With the continued support of the Bank, Benyatov appealed against his conviction, which resulted in the reduction of his sentence to 4.5 years. The sentence has never taken effect, since Benyatov moved to the United States in 2015 as he would have been liable to be arrested under a European Arrest Warrant had he remained in the United Kingdom.
It was common ground that Benyatov’s conviction effectively prevents him from working in the financial services industry. Benyatov originally estimated his loss of earnings at over £66 million, although the trial judge determined that the appropriate amount if Benyatov had been successful would have been approximately £12.5 million.
Benyatov made two main claims – one related to negligence and the other to contractual indemnity. This article will focus on the negligence claim, in particular the arguments regarding the duty of care owed by an employer towards their employees.

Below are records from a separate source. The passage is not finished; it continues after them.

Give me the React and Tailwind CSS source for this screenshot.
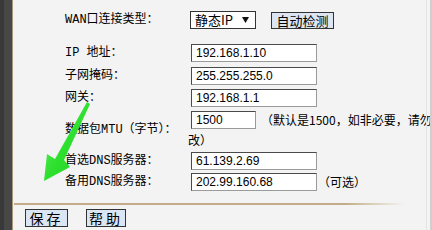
import React from 'react';

const cjk = { fontFamily: '"Noto Sans CJK SC", "Liberation Sans", sans-serif' };
const label = { fontFamily: '"Liberation Mono", "Noto Sans CJK SC", monospace' };
const arial = { fontFamily: '"Liberation Sans", Arial, sans-serif' };

const Field = ({ value, w = 'w-[126px]' }) => (
  <div
    className={`${w} h-[18px] shrink-0 border border-[#4a4a4a] border-b-[#9a9a9a] border-r-[#9a9a9a] bg-white pl-[4px] text-[12px] leading-[16px] text-black`}
    style={arial}
  >
    {value}
  </div>
);

const Row = ({ name, className = '', children }) => (
  <div className={`flex items-center ${className}`}>
    <div className="w-[126px] shrink-0 text-[12px] leading-[18px] text-black whitespace-nowrap" style={label}>
      {name}
    </div>
    {children}
  </div>
);

const Arrow = () => (
  <svg className="absolute left-0 top-0 pointer-events-none" width="432" height="230">
    <defs>
      <linearGradient id="g" x1="0" y1="0" x2="1" y2="1">
        <stop offset="0" stopColor="#7af07a" />
        <stop offset="0.5" stopColor="#2fe02f" />
        <stop offset="1" stopColor="#1fcf2a" />
      </linearGradient>
    </defs>
    <polygon points="87,102 90,104 64,160 70,167 44,181 47,154 55,159" fill="url(#g)" />
  </svg>
);

export default function App() {
  return (
    <div className="relative w-[432px] h-[230px] flex bg-[#f3f3f3] overflow-hidden">
      <div className="w-[4px] bg-[#393939]" />
      <div className="w-[8px] bg-[#474747]" />
      <div className="w-px bg-[#a8977a]" />
      <div className="w-px bg-[#fbf0dc]" />

      <div className="flex-1 flex flex-col min-w-0">
        <div className="h-[203px] pl-[51px] pt-[11px]">
          <Row name="WAN口连接类型：">
            <div className="ml-[-1px] w-[66px] h-[18px] border border-[#333] bg-white flex items-center justify-between pl-[4px] pr-[6px]">
              <span className="text-[13px] leading-[16px] text-black" style={cjk}>静态IP</span>
              <svg width="7" height="6" viewBox="0 0 7 6"><polygon points="0,0 7,0 3.5,6" fill="#111" /></svg>
            </div>
            <div
              className="ml-[15px] w-[63px] h-[17px] border border-[#333] bg-[#dce6f3] flex items-center justify-center text-[13px] leading-[15px] text-black"
              style={cjk}
            >
              自动检测
            </div>
          </Row>

          <Row name="IP 地址：" className="mt-[15px]">
            <Field value="192.168.1.10" />
          </Row>
          <Row name="子网掩码：" className="mt-[5px]">
            <Field value="255.255.255.0" />
          </Row>
          <Row name="网关：" className="mt-[4px]">
            <Field value="192.168.1.1" />
          </Row>

          <Row name="数据包MTU（字节）：" className="mt-[4px]">
            <div className="flex flex-col min-w-0">
              <div className="flex items-center whitespace-nowrap">
                <Field value="1500" w="w-[65px]" />
                <span className="ml-[5px] text-[12px] leading-[18px] text-black" style={cjk}>
                  （默认是1500，如非必要，请勿
                </span>
              </div>
              <div className="mt-[2px] ml-[-3px] text-[12px] leading-[18px] text-black" style={cjk}>
                改）
              </div>
            </div>
          </Row>

          <Row name="首选DNS服务器：" className="mt-[3px]">
            <Field value="61.139.2.69" />
          </Row>
          <Row name="备用DNS服务器：" className="mt-[3px]">
            <Field value="202.99.160.68" />
            <span className="ml-[1px] text-[12px] leading-[18px] text-black whitespace-nowrap" style={cjk}>
              （可选）
            </span>
          </Row>
        </div>

        <div className="h-[2px] w-[390px] bg-linear-to-r from-[#c3ad88] from-85% to-transparent" />

        <div className="flex items-center gap-[18px] pl-[11px] pt-[4px]">
          <div
            className="w-[43px] h-[18px] border border-[#333] bg-[#dbe6f4] flex items-center justify-center text-[14px] leading-[16px] tracking-[3px] text-black"
            style={cjk}
          >
            保存
          </div>
          <div
            className="w-[40px] h-[18px] border border-[#333] bg-[#dbe6f4] flex items-center justify-center text-[14px] leading-[16px] tracking-[3px] text-black"
            style={cjk}
          >
            帮助
          </div>
        </div>
      </div>

      <div className="absolute top-0 bottom-0 left-[426px] w-px bg-[#e4e4e4]" />
      <div className="absolute top-0 bottom-0 left-[430px] w-[2px] bg-[#cfcfcf]" />
      <Arrow />
    </div>
  );
}
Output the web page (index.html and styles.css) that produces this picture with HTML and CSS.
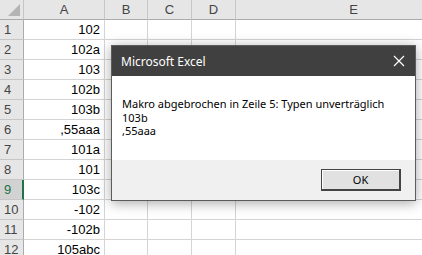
FILE: index.html
```html
<!DOCTYPE html>
<html lang="de">
<head>
    <meta charset="UTF-8">
    <meta name="viewport" content="width=device-width, initial-scale=1.0">
    <title>Excel – Makro abgebrochen</title>
    <link rel="stylesheet" href="styles.css">
</head>
<body>

<!-- Tabellenblatt -->
<div class="sheet">
    <div class="corner"><span class="triangle"></span></div>
    <div class="col-head">A</div>
    <div class="col-head">B</div>
    <div class="col-head">C</div>
    <div class="col-head">D</div>
    <div class="col-head">E</div>

    <div class="row-head">1</div><div class="cell">102</div><div class="cell"></div><div class="cell"></div><div class="cell"></div><div class="cell"></div>
    <div class="row-head">2</div><div class="cell">102a</div><div class="cell"></div><div class="cell"></div><div class="cell"></div><div class="cell"></div>
    <div class="row-head">3</div><div class="cell">103</div><div class="cell"></div><div class="cell"></div><div class="cell"></div><div class="cell"></div>
    <div class="row-head">4</div><div class="cell">102b</div><div class="cell"></div><div class="cell"></div><div class="cell"></div><div class="cell"></div>
    <div class="row-head">5</div><div class="cell">103b</div><div class="cell"></div><div class="cell"></div><div class="cell"></div><div class="cell"></div>
    <div class="row-head">6</div><div class="cell">,55aaa</div><div class="cell"></div><div class="cell"></div><div class="cell"></div><div class="cell"></div>
    <div class="row-head">7</div><div class="cell">101a</div><div class="cell"></div><div class="cell"></div><div class="cell"></div><div class="cell"></div>
    <div class="row-head">8</div><div class="cell">101</div><div class="cell"></div><div class="cell"></div><div class="cell"></div><div class="cell"></div>
    <div class="row-head active">9</div><div class="cell">103c</div><div class="cell"></div><div class="cell"></div><div class="cell"></div><div class="cell"></div>
    <div class="row-head">10</div><div class="cell">-102</div><div class="cell"></div><div class="cell"></div><div class="cell"></div><div class="cell"></div>
    <div class="row-head">11</div><div class="cell">-102b</div><div class="cell"></div><div class="cell"></div><div class="cell"></div><div class="cell"></div>
    <div class="row-head">12</div><div class="cell">105abc</div><div class="cell"></div><div class="cell"></div><div class="cell"></div><div class="cell"></div>
</div>

<!-- Meldungsfenster -->
<div class="dialog">
    <div class="dialog-title">
        <span>Microsoft Excel</span>
        <svg class="close" width="12" height="12" viewBox="0 0 12 12">
            <path d="M1 1 L11 11 M11 1 L1 11" stroke="#fff" stroke-width="1.2" fill="none"/>
        </svg>
    </div>
    <div class="dialog-body">
        Makro abgebrochen in Zeile 5: Typen unverträglich<br>
        103b<br>
        ,55aaa
    </div>
    <div class="dialog-footer">
        <button class="btn-ok">OK</button>
    </div>
</div>

</body>
</html>
```

FILE: styles.css
```css
body {
    margin: 0;
    background-color: #fff;
    overflow: hidden;
    position: relative;
    width: 422px;
    height: 255px;
}

/* Tabellenblatt */
.sheet {
    display: grid;
    grid-template-columns: 24px 81px 43px 44px 44px 236px;
    grid-auto-rows: 20px;
    width: 422px;
    height: 255px;
    overflow: hidden;
    font-family: "Liberation Sans", Arial, sans-serif;
    font-size: 13px;
    color: #000;
}
.corner,
.col-head,
.row-head {
    background-color: #e6e6e6;
    border-right: 1px solid #c6c6c6;
    border-bottom: 1px solid #c6c6c6;
    color: #444;
    box-sizing: border-box;
}
.corner {
    position: relative;
    border-bottom-color: #ababab;
}
.triangle {
    position: absolute;
    right: 3px;
    bottom: 3px;
    width: 0;
    height: 0;
    border-left: 12px solid transparent;
    border-bottom: 12px solid #b4b4b4;
}
.col-head {
    border-bottom-color: #ababab;
    display: flex;
    align-items: center;
    justify-content: center;
}
.row-head {
    display: flex;
    align-items: center;
    padding-left: 4px;
    border-right-color: #ababab;
}
.row-head.active {
    background-color: #d2d2d2;
    color: #217346;
    border-right: 2px solid #217346;
}
.cell {
    border-right: 1px solid #d4d4d4;
    border-bottom: 1px solid #d4d4d4;
    box-sizing: border-box;
    display: flex;
    align-items: center;
    justify-content: flex-end;
    padding-right: 4px;
    white-space: nowrap;
}

/* Meldungsfenster */
.dialog {
    position: absolute;
    left: 111px;
    top: 45px;
    width: 305px;
    height: 156px;
    box-sizing: border-box;
    border: 1px solid #5c5c5c;
    background-color: #fff;
    box-shadow: 0 2px 12px rgba(0, 0, 0, 0.35);
    display: flex;
    flex-direction: column;
    font-family: "Noto Sans", sans-serif;
}
.dialog-title {
    height: 30px;
    background-color: #404040;
    color: #fff;
    display: flex;
    align-items: center;
    justify-content: space-between;
    padding: 0 10px 0 9px;
    font-size: 12px;
}
.dialog-body {
    flex: 1;
    padding: 21px 0 0 10px;
    font-size: 11px;
    line-height: 13.5px;
    color: #000;
}
.dialog-footer {
    height: 40px;
    background-color: #f0f0f0;
    display: flex;
    justify-content: flex-end;
    align-items: center;
    padding-right: 14px;
}
.btn-ok {
    width: 80px;
    height: 22px;
    font-family: "Noto Sans", sans-serif;
    font-size: 11px;
    background-color: #e1e1e1;
    border: 1px solid #444;
    border-right-width: 2px;
    border-bottom-width: 2px;
    box-shadow: inset 1px 1px 0 #fff;
    padding: 0;
    color: #000;
}
```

The Negligence Claim—Rejecting a Novel Duty of Care. The negligence claim put forward by Benyatov was that Credit Suisse had a duty of care, as his employer, which included obligations to assess the risks of working on projects that may place him “at a material risk of criminal conviction” or “otherwise expose [him] to criminal conviction in Romania”. The Claimant’s case was that the Bank knew or should have known about the risks that doing privatisation work in Romania entailed, and should have taken the necessary steps to protect Benyatov, particularly due to publicly available adverse press coverage of political risk, corruption and poorly functioning judiciary in Romania; and the interest of the Romanian secret police in an earlier privatisation project that they had been involved with.
The Bank argued that there was no duty to protect the economic interests of its employees, and that recognising a new duty of care would not be fair, just or reasonable. It acknowledged that although, as an employer, it did owe the Claimant a tortious duty to “take reasonable care not to expose the Claimant to risks of personal and psychiatric injury that were reasonably foreseeable and which the Defendant could guard against by proportionate measures”, the events in Romania did not fall under those categories.
The question of whether a duty of care should be recognised in this novel situation was examined first by the High Court, which identified the necessary approach in the novel situation to be “incremental and by analogy with established authority, identifying the legally significant features of the situations”. Benyatov challenged the High Court’s dismissal of his negligence claim on the bases that the Judge took the wrong approach in law to the question of whether the alleged duties of care arose; and that the Judge failed to take into account relevant factual evidence establishing a duty of care.
Benyatov argued that the Court should draw an analogy from the audit duty found in Rihan v Ernst & Young Global Ltd [2020] EWHC 901 (QB). In Rihan, Kerr J found that there was a duty on EY to take reasonable steps to prevent the claimant suffering financial loss by reason of their failure to conduct the audit ethically and without professional misconduct, since this met the usual requirements to establish a duty of care: foreseeability of loss and proximity.
The Court of Appeal disagreed with Benyatov’s argument that the principle in Rihan should be applied in this case and held that Rihan has no application here. Rihan dealt with the duty of an employer to avoid misconduct, as opposed to the fact pattern in this case, where the alleged duty was to protect against the wrongdoing of third parties.
The Court of Appeal concluded that the High Court Judge had not erred in his approach to the law or the evidence. The lack of foreseeability that Benyatov would be exposed to a conviction (as determined by the Judge) undermined his arguments that the Bank should have assumed responsibility and had failed to do so adequately. The fact that the Benyatov provided no new evidence of the foreseeability of the events made it all the more difficult to convince the court to find that a novel duty was owed by Credit Suisse to take reasonable care to avoid the risk of an employee being convicted in the performance of their work for their employer. Although the High Court judgment discussed the Bank’s assumption of responsibility in detail, the Court of Appeal made it clear that this was unnecessary as the employment relationship was sufficient; whether responsibility was assumed was not important as the risks were not foreseeable.